Imagine, if you will, what the reports about the papal visit to Britain at America and National Catholic Reporter might have been like, had a single one of these Catholic voices been included. Or if a woman had been asked to write some of the lead stories about the papal visit.
My conclusion? Not only that we’d have been spared the endless, tedious, silly macho sports metaphors of the big boys who report to us now, if a woman might have had a say in crafting any of these reports. We do get it, boys!

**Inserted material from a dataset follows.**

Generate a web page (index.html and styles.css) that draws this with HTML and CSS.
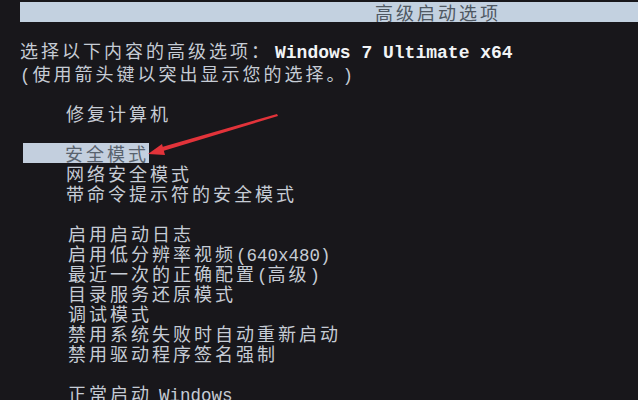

You’re real men.
But this, as well: had any of these valid, necessary Catholic voices been permitted a hearing—in the mainstream Catholic media, as it reported on the papal visit—we’d have received valuable corrective reports about the papal visit, which demonstrate the authentic Catholicity of the very groups Allen and Ivereigh are so eager to consign to secular perdition. We’d have received a different, fuller, more seriously Catholic picture of the papal visit—and, above all, of why some Catholics chose to stand with the protesters—than we have gotten from the fawning, obsequious, sports-themed reports of Mr. Allen and Mr. Ivereigh.
In presenting only the fawning and obsequious—only the privileged heterosexual male—perspective of our mainstream Catholic journalists, the mainstream Catholic journals are not doing the church a service. They are hardly serving its catholicity, through the kind of lopsided reporting they have offered during the papal visit.
And they are actively harming the brother and sister Catholics they are willing to consign to perdition in the name of continuing a glib, shallow cult of personality around the papacy, which has nothing to do with authentic catholicity or assuring the viability of Catholic ideas in the postmodern era. And everything to do with keeping heterosexual male power and privilege alive in the name of “authentic” catholicity.
No matter how high the price and how many folks get hurt in the process.